====== Data block

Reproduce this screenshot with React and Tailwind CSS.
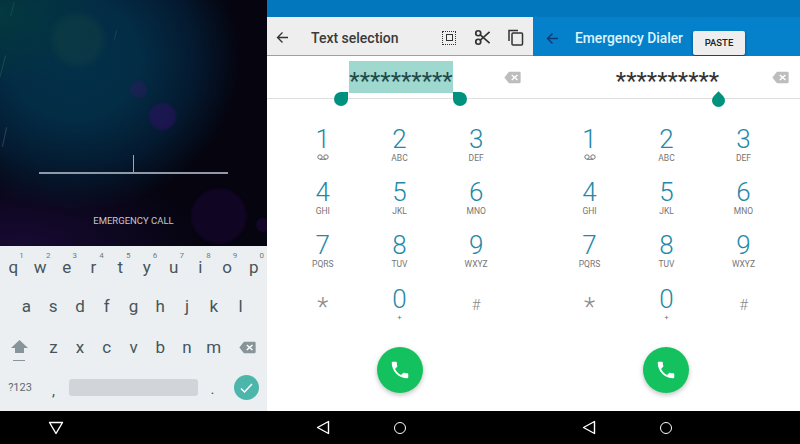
import React from "react";

const rows = [
  [["1", "oo"], ["2", "ABC"], ["3", "DEF"]],
  [["4", "GHI"], ["5", "JKL"], ["6", "MNO"]],
  [["7", "PQRS"], ["8", "TUV"], ["9", "WXYZ"]],
];

function Backspace({ className, fill = "#bdbdbd" }) {
  return (
    <svg viewBox="0 0 24 18" className={className}>
      <path d="M7 1h15a1.500 1.500 0 0 1 1.500 1.500v13A1.500 1.500 0 0 1 22 17H7L0.500 9z" fill={fill} />
      <path d="M11 5.500l8 7M19 5.500l-8 7" stroke="#fff" strokeWidth="2.200" />
    </svg>
  );
}

function Nav({ down = false }) {
  return (
    <div className="h-[33px] bg-black grid grid-cols-[77px_77px] pl-[17px] items-center">
      <div className="flex justify-center">
        {down ? (
          <svg width="16" height="14" viewBox="0 0 16 14" fill="none" stroke="#fff" strokeWidth="1.400">
            <path d="M1.500 1.500h13L8 12.500z" strokeLinejoin="round" />
          </svg>
        ) : (
          <svg width="14" height="15" viewBox="0 0 14 15" fill="none" stroke="#fff" strokeWidth="1.400">
            <path d="M12.500 1.500v12L1.500 7.500z" strokeLinejoin="round" />
          </svg>
        )}
      </div>
      <div className="flex justify-center">
        {!down && <div className="w-[12px] h-[12px] rounded-full border-[1.5px] border-white" />}
      </div>
    </div>
  );
}

function Key({ l, n }) {
  return (
    <div className="relative flex-1 flex justify-center items-center text-[17px] text-[#46555b]">
      {n && <span className="absolute top-[3px] right-[3px] text-[8px] leading-none text-[#6f7b80]">{n}</span>}
      {l}
    </div>
  );
}

function Keyboard() {
  const r1 = "qwertyuiop".split("");
  const nums = "1234567890".split("");
  return (
    <div className="h-[165px] bg-[#eceff1] flex flex-col">
      <div className="flex h-[41px] pt-[3px]">
        {r1.map((l, i) => <Key key={l} l={l} n={nums[i]} />)}
      </div>
      <div className="flex h-[40px] px-[13px]">
        {"asdfghjkl".split("").map((l) => <Key key={l} l={l} />)}
      </div>
      <div className="flex h-[41px]">
        <div className="w-[38px] flex flex-col items-center pt-[13px]">
          <svg width="17" height="13" viewBox="0 0 17 13"><path d="M8.500 0L17 8h-4v5H4V8H0z" fill="#87949a" /></svg>
          <div className="w-[12px] h-px bg-[#8a9599] mt-[7px]" />
        </div>
        <div className="flex flex-1 ml-[2px]">
          {"zxcvbnm".split("").map((l) => <Key key={l} l={l} />)}
        </div>
        <div className="w-[40px] flex items-center justify-center">
          <Backspace className="w-[17px] h-[13px]" fill="#87949a" />
        </div>
      </div>
      <div className="flex h-[43px] items-center">
        <div className="w-[40px] text-center text-[11px] text-[#5f6b70] pb-[3px]">?123</div>
        <div className="w-[27px] text-center text-[15px] text-[#46555b] pt-[4px]">,</div>
        <div className="w-[129px] h-[17px] rounded-[3px] bg-[#cfd5d8] mb-[4px] ml-[2px]" />
        <div className="w-[29px] text-center text-[15px] text-[#46555b]">.</div>
        <div className="flex-1 flex justify-center pr-px">
          <div className="w-[25px] h-[25px] rounded-full bg-[#4db6ac] flex items-center justify-center mb-[4px]">
            <svg width="13" height="10" viewBox="0 0 13 10" fill="none" stroke="#fff" strokeWidth="1.500"><path d="M1 5.500l3.500 3.500L12 1" /></svg>
          </div>
        </div>
      </div>
    </div>
  );
}

function Lock() {
  return (
    <div className="relative h-[246px] overflow-hidden bg-[#05040f] bg-[radial-gradient(ellipse_40%_30%_at_0%_5%,#03393f_0%,transparent_100%),radial-gradient(ellipse_62%_62%_at_28%_24%,#03304a_0%,#032c45_40%,#041a30_72%,transparent_100%),radial-gradient(ellipse_70%_35%_at_8%_100%,#170a33_0%,transparent_100%)]">
      <div className="absolute left-[52px] top-[14px] w-[52px] h-[52px] rounded-full bg-[#1c4a40]/30 blur-[3px]" />
      <div className="absolute left-[130px] top-[81px] w-[17px] h-[17px] rounded-full bg-[#2c1a60]/50 blur-[1px]" />
      <div className="absolute left-[149px] top-[103px] w-[27px] h-[27px] rounded-full bg-[#2a1260]/60 blur-[1px]" />
      <div className="absolute left-[191px] top-[188px] w-[56px] h-[56px] rounded-full bg-[#1c0636]/50 blur-[1px]" />
      <div className="absolute left-[256px] top-[218px] w-[14px] h-[14px] rounded-full bg-[#2a0a50]/40" />
      <div className="absolute left-[2px] top-[55px] w-px h-[24px] rotate-[15deg] bg-[#2d6a60]/50" />
      <div className="absolute left-[12px] top-[2px] w-px h-[14px] rotate-[15deg] bg-[#2d6a60]/40" />
      <div className="absolute left-[4px] top-[127px] w-px h-[20px] rotate-[12deg] bg-[#4a6a78]/50" />
      <div className="absolute left-[115px] top-[30px] w-px h-[10px] rotate-[15deg] bg-[#3a6a88]/30" />
      <div className="absolute left-[133px] top-[155px] w-px h-[17px] bg-[#a0a8b6]" />
      <div className="absolute left-[39px] top-[172px] w-[189px] h-[2px] bg-[#8f99a8]" />
      <div className="absolute inset-x-0 top-[214px] text-center text-[9.5px] leading-[14px] text-[#c4c8d0]">EMERGENCY CALL</div>
    </div>
  );
}

function Dialpad({ padClass, fabClass }) {
  return (
    <div className="flex-1 bg-white flex flex-col items-center">
      <div className={"w-full pt-[26px] " + padClass}>
        {rows.map((row, i) => (
          <div key={i} className="grid grid-cols-3 h-[53px]">
            {row.map(([d, s]) => (
              <div key={d} className="flex flex-col items-center">
                <span className="text-[26px] leading-[28px] font-light text-[#1f8aa8]">{d}</span>
                {d === "1" ? (
                  <svg width="12" height="6" viewBox="0 0 12 6" fill="none" stroke="#777" className="mt-[1px]">
                    <circle cx="3" cy="3" r="2.200" /><circle cx="9" cy="3" r="2.200" /><path d="M3 5.300h6" />
                  </svg>
                ) : (
                  <span className="text-[8.5px] leading-[10px] text-[#757575]">{s}</span>
                )}
              </div>
            ))}
          </div>
        ))}
        <div className="grid grid-cols-3 h-[36px] mt-[2px]">
          <div className="flex justify-center items-center text-[26px] font-light leading-[28px] text-[#8a8a8a] pt-[4px]">*</div>
          <div className="flex flex-col items-center">
            <span className="text-[26px] leading-[27px] font-light text-[#1f8aa8]">0</span>
            <span className="text-[8px] leading-[10px] text-[#757575]">+</span>
          </div>
          <div className="flex justify-center items-center text-[15px] font-light leading-[28px] text-[#8a8a8a]">#</div>
        </div>
      </div>
      <div className={"mt-[25px] w-[46px] h-[46px] rounded-full bg-[#14c15f] shadow-[0_2px_5px_rgba(0,0,0,0.25)] flex items-center justify-center " + fabClass}>
        <svg width="22" height="22" viewBox="0 0 24 24" fill="#fff">
          <path d="M6.620 10.790c1.440 2.830 3.760 5.140 6.590 6.590l2.200-2.200c.270-.270.670-.360 1.020-.240 1.120.370 2.330.570 3.570.570.550 0 1 .450 1 1V20c0 .550-.450 1-1 1-9.390 0-17-7.610-17-17 0-.550.450-1 1-1h3.500c.550 0 1 .450 1 1 0 1.250.200 2.450.570 3.570.110.350.030.740-.250 1.020l-2.200 2.200z" />
        </svg>
      </div>
    </div>
  );
}

function Left() {
  return (
    <div className="w-[267px] flex flex-col">
      <Lock />
      <Keyboard />
      <Nav down />
    </div>
  );
}

function Middle() {
  return (
    <div className="w-[266px] flex flex-col">
      <div className="h-[17px] bg-[#0277bd]" />
      <div className="h-[39px] bg-[#eeeeee] border-b border-[#26a69a]/70 flex items-center pl-[9px] pt-[3px]">
        <svg width="13" height="13" viewBox="0 0 13 13" fill="none" stroke="#333" strokeWidth="1.300"><path d="M12 6.500H1.500M6.500 1.500l-5 5 5 5" /></svg>
        <span className="ml-[22px] text-[14px] font-medium text-[#3a3a3a] flex-1 pt-px">Text selection</span>
        <div className="w-[14px] h-[14px] border border-dotted border-[#333] flex items-center justify-center mr-[18px]">
          <div className="w-[7px] h-[7px] border border-[#333]" />
        </div>
        <svg width="17" height="17" viewBox="0 0 24 24" fill="none" stroke="#333" strokeWidth="2.400" className="mr-[17px]">
          <circle cx="6" cy="6" r="3.500" /><circle cx="6" cy="18" r="3.500" /><path d="M8.500 8L22 20M8.500 16L22 4" />
        </svg>
        <svg width="16" height="17" viewBox="0 0 16 17" fill="none" stroke="#333" strokeWidth="1.500" className="mr-[9px]">
          <path d="M1 12V1.500h9" /><rect x="4" y="4" width="10.500" height="12" rx="1" />
        </svg>
      </div>
      <div className="relative h-[43px] bg-white border-b border-[#e0e0e0] flex">
        <div className="ml-[82px] mt-[5px] w-[104px] h-[32px] bg-[#9fd8cf] flex items-center justify-center overflow-hidden">
          <span className="text-[24px] leading-[24px] text-[#1f4a4a] pt-[7px]">**********</span>
        </div>
        <Backspace className="absolute right-[12px] top-[15px] w-[17px] h-[13px]" />
        <div className="absolute left-[67px] top-[36px] w-[14px] h-[14px] rounded-full rounded-tr-none bg-[#00927f]" />
        <div className="absolute left-[186px] top-[36px] w-[14px] h-[14px] rounded-full rounded-tl-none bg-[#00927f]" />
      </div>
      <Dialpad padClass="pl-[17.5px] pr-[18.5px]" fabClass="" />
      <Nav />
    </div>
  );
}

function Right() {
  return (
    <div className="w-[267px] flex flex-col">
      <div className="h-[17px] bg-[#0277bd]" />
      <div className="relative h-[39px] bg-[#0581cb] flex items-center pl-[13px] pt-[3px]">
        <svg width="13" height="13" viewBox="0 0 13 13" fill="none" stroke="#0d3c78" strokeWidth="1.500"><path d="M12 6.500H1.500M6.500 1.500l-5 5 5 5" /></svg>
        <span className="ml-[16px] text-[13.8px] font-medium text-[#dff3fb] pt-px">Emergency Dialer</span>
        <div className="absolute left-[160px] top-[14px] w-[52px] h-[24px] rounded-[2px] bg-[#eeeeee] shadow-[0_2px_3px_rgba(0,0,0,0.45)] flex items-center justify-center text-[9.5px] font-medium text-[#222]">PASTE</div>
      </div>
      <div className="relative h-[43px] bg-white border-b border-[#e0e0e0] flex">
        <div className="ml-[82px] mt-[5px] w-[105px] h-[32px] flex items-center justify-center overflow-hidden">
          <span className="text-[24px] leading-[24px] text-[#333] pt-[7px]">**********</span>
        </div>
        <Backspace className="absolute right-[11px] top-[15px] w-[17px] h-[13px]" />
        <div className="absolute left-[179px] top-[38px] w-[13px] h-[13px] rounded-full rounded-tr-none -rotate-45 bg-[#00927f]" />
      </div>
      <Dialpad padClass="px-[18px]" fabClass="mr-px" />
      <Nav />
    </div>
  );
}

export default function App() {
  return (
    <div className="w-[800px] h-[444px] flex overflow-hidden font-['Roboto',sans-serif]">
      <Left />
      <Middle />
      <Right />
    </div>
  );
}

============

Using the listing, collect all lines in which the string "React" is found.

Exercise result:
Reproduce this screenshot with React and Tailwind CSS.
import React from "react";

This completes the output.